== Recorded data ==

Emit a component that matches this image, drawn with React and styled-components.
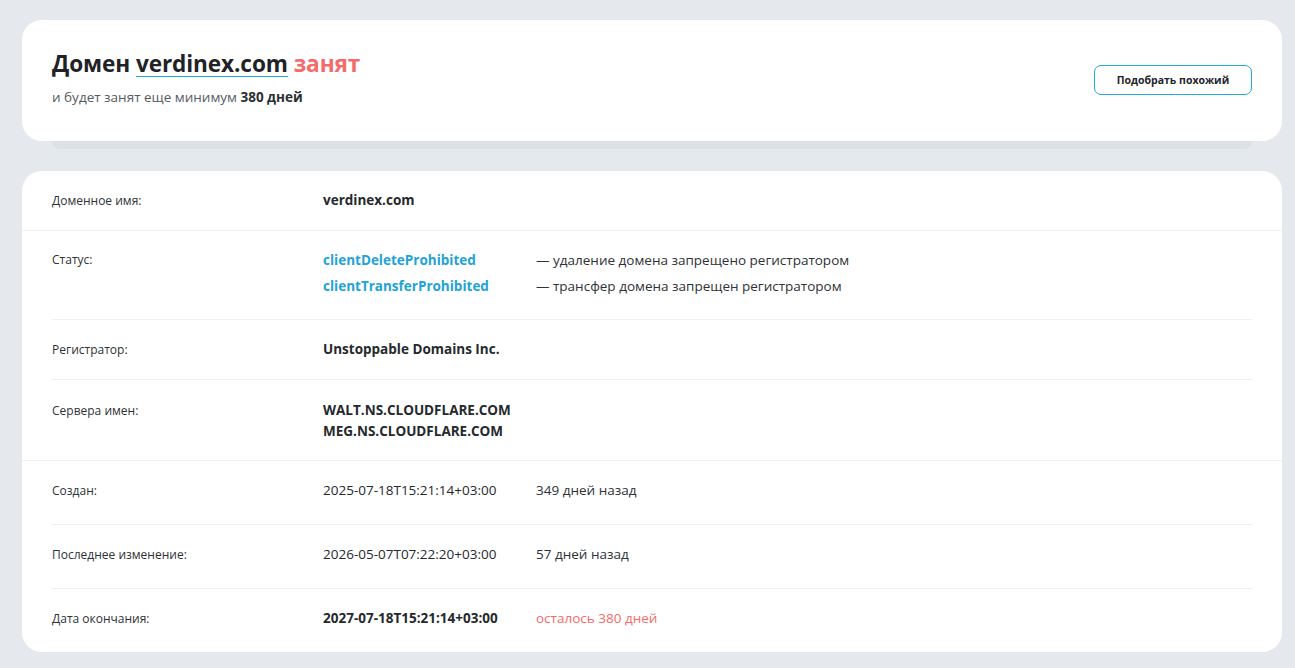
import React from "react";
import styled, { createGlobalStyle } from "styled-components";

const GlobalStyle = createGlobalStyle`
  html, body {
    margin: 0;
    padding: 0;
    background: #e5e9ed;
  }
  body {
    font-family: "Open Sans", "Noto Sans", Arial, sans-serif;
    color: #222;
    -webkit-font-smoothing: antialiased;
  }
`;

const Page = styled.div`
  width: 1260px;
  padding: 20px 13px 16px 22px;
`;

const HeroCard = styled.section`
  background: #fff;
  border-radius: 20px;
  height: 121px;
  box-sizing: border-box;
  padding: 28px 30px 0;
  display: flex;
  align-items: flex-start;
  justify-content: space-between;
`;

const HeroShelf = styled.div`
  height: 8px;
  margin: 0 30px;
  background: #dce1e6;
  border-radius: 0 0 8px 8px;
`;

const HeroText = styled.div`
  display: flex;
  flex-direction: column;
`;

const Title = styled.h1`
  margin: 0;
  font-size: 22.6px;
  line-height: 32px;
  font-weight: 700;
  color: #1f2328;
  letter-spacing: -0.1px;
`;

/* domain name with a thin blue rule just under the baseline */
const DomainLink = styled.span`
  display: inline-block;
  line-height: 25px;
  border-bottom: 1px solid #1aa6dc;
`;

const Busy = styled.span`
  color: #f36b6b;
`;

const Subtitle = styled.p`
  margin: 8px 0 0;
  font-size: 13.5px;
  line-height: 18px;
  color: #555b61;
  b {
    color: #2b2f33;
    font-weight: 700;
  }
`;

const OutlineButton = styled.button`
  width: 158px;
  height: 30px;
  margin-top: 17px;
  border: 1px solid #22a8dc;
  border-radius: 7px;
  background: #fff;
  font-family: inherit;
  font-size: 10.5px;
  font-weight: 700;
  color: #22262a;
  cursor: pointer;
`;

const InfoCard = styled.section`
  margin-top: 22px;
  background: #fff;
  border-radius: 20px;
  overflow: hidden;
`;

const Group = styled.div`
  & + & {
    border-top: 1px solid #eef1f3;
  }
`;

const Row = styled.div`
  display: grid;
  grid-template-columns: 271px 213px 1fr;
  margin: 0 30px;
  padding: ${(p) => p.$top}px 0 ${(p) => p.$bottom}px;
  & + & {
    border-top: 1px solid #eef1f3;
  }
`;

const Label = styled.div`
  font-size: 12px;
  line-height: ${(p) => p.$lh}px;
  color: #2e3236;
`;

const Values = styled.div`
  grid-column: ${(p) => (p.$wide ? "2 / 4" : "2")};
  display: flex;
  flex-direction: column;
`;

const Value = styled.div`
  font-size: 13.5px;
  line-height: ${(p) => p.$lh}px;
  font-weight: ${(p) => (p.$bold ? 700 : 400)};
  color: #25292d;
  white-space: nowrap;
`;

const StatusCode = styled.div`
  font-size: 13.5px;
  line-height: 20px;
  font-weight: 700;
  color: #22a3d6;
`;

const Note = styled.div`
  font-size: 13.5px;
  line-height: ${(p) => p.$lh}px;
  color: ${(p) => (p.$alert ? "#f36b6b" : "#2e3236")};
`;

const StatusList = styled.div`
  grid-column: 2 / 4;
  display: grid;
  grid-template-columns: 213px 1fr;
  row-gap: 6px;
`;

const statuses = [
  ["clientDeleteProhibited", "— удаление домена запрещено регистратором"],
  ["clientTransferProhibited", "— трансфер домена запрещен регистратором"],
];

const dates = [
  {
    label: "Создан:",
    value: "2025-07-18T15:21:14+03:00",
    note: "349 дней назад",
  },
  {
    label: "Последнее изменение:",
    value: "2026-05-07T07:22:20+03:00",
    note: "57 дней назад",
  },
  {
    label: "Дата окончания:",
    value: "2027-07-18T15:21:14+03:00",
    note: "осталось 380 дней",
    bold: true,
    alert: true,
  },
];

export default function App() {
  return (
    <>
      <GlobalStyle />
      <Page>
        <HeroCard>
          <HeroText>
            <Title>
              Домен <DomainLink>verdinex.com</DomainLink> <Busy>занят</Busy>
            </Title>
            <Subtitle>
              и будет занят еще минимум <b>380 дней</b>
            </Subtitle>
          </HeroText>
          <OutlineButton>Подобрать похожий</OutlineButton>
        </HeroCard>
        <HeroShelf />

        <InfoCard>
          <Group>
            <Row $top={20} $bottom={20}>
              <Label $lh={19}>Доменное имя:</Label>
              <Values $wide>
                <Value $bold $lh={19}>verdinex.com</Value>
              </Values>
            </Row>
          </Group>

          <Group>
            <Row $top={19} $bottom={23}>
              <Label $lh={20}>Статус:</Label>
              <StatusList>
                {statuses.map(([code, text]) => (
                  <React.Fragment key={code}>
                    <StatusCode>{code}</StatusCode>
                    <Note $lh={20}>{text}</Note>
                  </React.Fragment>
                ))}
              </StatusList>
            </Row>
            <Row $top={20} $bottom={20}>
              <Label $lh={19}>Регистратор:</Label>
              <Values $wide>
                <Value $bold $lh={19}>Unstoppable Domains Inc.</Value>
              </Values>
            </Row>
            <Row $top={20} $bottom={18}>
              <Label $lh={21}>Сервера имен:</Label>
              <Values $wide>
                <Value $bold $lh={21}>WALT.NS.CLOUDFLARE.COM</Value>
                <Value $bold $lh={21}>MEG.NS.CLOUDFLARE.COM</Value>
              </Values>
            </Row>
          </Group>

          <Group>
            {dates.map((d) => (
              <Row $top={19} $bottom={23} key={d.label}>
                <Label $lh={21}>{d.label}</Label>
                <Values>
                  <Value $bold={d.bold} $lh={21}>{d.value}</Value>
                </Values>
                <Note $lh={21} $alert={d.alert}>{d.note}</Note>
              </Row>
            ))}
          </Group>
        </InfoCard>
      </Page>
    </>
  );
}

== Your instructions ==
Your copy of the data should match it exactly, except that pictures are left out.

== Output ==
Emit a component that matches this image, drawn with React and styled-components.
import React from "react";
import styled, { createGlobalStyle } from "styled-components";

const GlobalStyle = createGlobalStyle`
  html, body {
    margin: 0;
    padding: 0;
    background: #e5e9ed;
  }
  body {
    font-family: "Open Sans", "Noto Sans", Arial, sans-serif;
    color: #222;
    -webkit-font-smoothing: antialiased;
  }
`;

const Page = styled.div`
  width: 1260px;
  padding: 20px 13px 16px 22px;
`;

const HeroCard = styled.section`
  background: #fff;
  border-radius: 20px;
  height: 121px;
  box-sizing: border-box;
  padding: 28px 30px 0;
  display: flex;
  align-items: flex-start;
  justify-content: space-between;
`;

const HeroShelf = styled.div`
  height: 8px;
  margin: 0 30px;
  background: #dce1e6;
  border-radius: 0 0 8px 8px;
`;

const HeroText = styled.div`
  display: flex;
  flex-direction: column;
`;

const Title = styled.h1`
  margin: 0;
  font-size: 22.6px;
  line-height: 32px;
  font-weight: 700;
  color: #1f2328;
  letter-spacing: -0.1px;
`;

/* domain name with a thin blue rule just under the baseline */
const DomainLink = styled.span`
  display: inline-block;
  line-height: 25px;
  border-bottom: 1px solid #1aa6dc;
`;

const Busy = styled.span`
  color: #f36b6b;
`;

const Subtitle = styled.p`
  margin: 8px 0 0;
  font-size: 13.5px;
  line-height: 18px;
  color: #555b61;
  b {
    color: #2b2f33;
    font-weight: 700;
  }
`;

const OutlineButton = styled.button`
  width: 158px;
  height: 30px;
  margin-top: 17px;
  border: 1px solid #22a8dc;
  border-radius: 7px;
  background: #fff;
  font-family: inherit;
  font-size: 10.5px;
  font-weight: 700;
  color: #22262a;
  cursor: pointer;
`;

const InfoCard = styled.section`
  margin-top: 22px;
  background: #fff;
  border-radius: 20px;
  overflow: hidden;
`;

const Group = styled.div`
  & + & {
    border-top: 1px solid #eef1f3;
  }
`;

const Row = styled.div`
  display: grid;
  grid-template-columns: 271px 213px 1fr;
  margin: 0 30px;
  padding: ${(p) => p.$top}px 0 ${(p) => p.$bottom}px;
  & + & {
    border-top: 1px solid #eef1f3;
  }
`;

const Label = styled.div`
  font-size: 12px;
  line-height: ${(p) => p.$lh}px;
  color: #2e3236;
`;

const Values = styled.div`
  grid-column: ${(p) => (p.$wide ? "2 / 4" : "2")};
  display: flex;
  flex-direction: column;
`;

const Value = styled.div`
  font-size: 13.5px;
  line-height: ${(p) => p.$lh}px;
  font-weight: ${(p) => (p.$bold ? 700 : 400)};
  color: #25292d;
  white-space: nowrap;
`;

const StatusCode = styled.div`
  font-size: 13.5px;
  line-height: 20px;
  font-weight: 700;
  color: #22a3d6;
`;

const Note = styled.div`
  font-size: 13.5px;
  line-height: ${(p) => p.$lh}px;
  color: ${(p) => (p.$alert ? "#f36b6b" : "#2e3236")};
`;

const StatusList = styled.div`
  grid-column: 2 / 4;
  display: grid;
  grid-template-columns: 213px 1fr;
  row-gap: 6px;
`;

const statuses = [
  ["clientDeleteProhibited", "— удаление домена запрещено регистратором"],
  ["clientTransferProhibited", "— трансфер домена запрещен регистратором"],
];

const dates = [
  {
    label: "Создан:",
    value: "2025-07-18T15:21:14+03:00",
    note: "349 дней назад",
  },
  {
    label: "Последнее изменение:",
    value: "2026-05-07T07:22:20+03:00",
    note: "57 дней назад",
  },
  {
    label: "Дата окончания:",
    value: "2027-07-18T15:21:14+03:00",
    note: "осталось 380 дней",
    bold: true,
    alert: true,
  },
];

export default function App() {
  return (
    <>
      <GlobalStyle />
      <Page>
        <HeroCard>
          <HeroText>
            <Title>
              Домен <DomainLink>verdinex.com</DomainLink> <Busy>занят</Busy>
            </Title>
            <Subtitle>
              и будет занят еще минимум <b>380 дней</b>
            </Subtitle>
          </HeroText>
          <OutlineButton>Подобрать похожий</OutlineButton>
        </HeroCard>
        <HeroShelf />

        <InfoCard>
          <Group>
            <Row $top={20} $bottom={20}>
              <Label $lh={19}>Доменное имя:</Label>
              <Values $wide>
                <Value $bold $lh={19}>verdinex.com</Value>
              </Values>
            </Row>
          </Group>

          <Group>
            <Row $top={19} $bottom={23}>
              <Label $lh={20}>Статус:</Label>
              <StatusList>
                {statuses.map(([code, text]) => (
                  <React.Fragment key={code}>
                    <StatusCode>{code}</StatusCode>
                    <Note $lh={20}>{text}</Note>
                  </React.Fragment>
                ))}
              </StatusList>
            </Row>
            <Row $top={20} $bottom={20}>
              <Label $lh={19}>Регистратор:</Label>
              <Values $wide>
                <Value $bold $lh={19}>Unstoppable Domains Inc.</Value>
              </Values>
            </Row>
            <Row $top={20} $bottom={18}>
              <Label $lh={21}>Сервера имен:</Label>
              <Values $wide>
                <Value $bold $lh={21}>WALT.NS.CLOUDFLARE.COM</Value>
                <Value $bold $lh={21}>MEG.NS.CLOUDFLARE.COM</Value>
              </Values>
            </Row>
          </Group>

          <Group>
            {dates.map((d) => (
              <Row $top={19} $bottom={23} key={d.label}>
                <Label $lh={21}>{d.label}</Label>
                <Values>
                  <Value $bold={d.bold} $lh={21}>{d.value}</Value>
                </Values>
                <Note $lh={21} $alert={d.alert}>{d.note}</Note>
              </Row>
            ))}
          </Group>
        </InfoCard>
      </Page>
    </>
  );
}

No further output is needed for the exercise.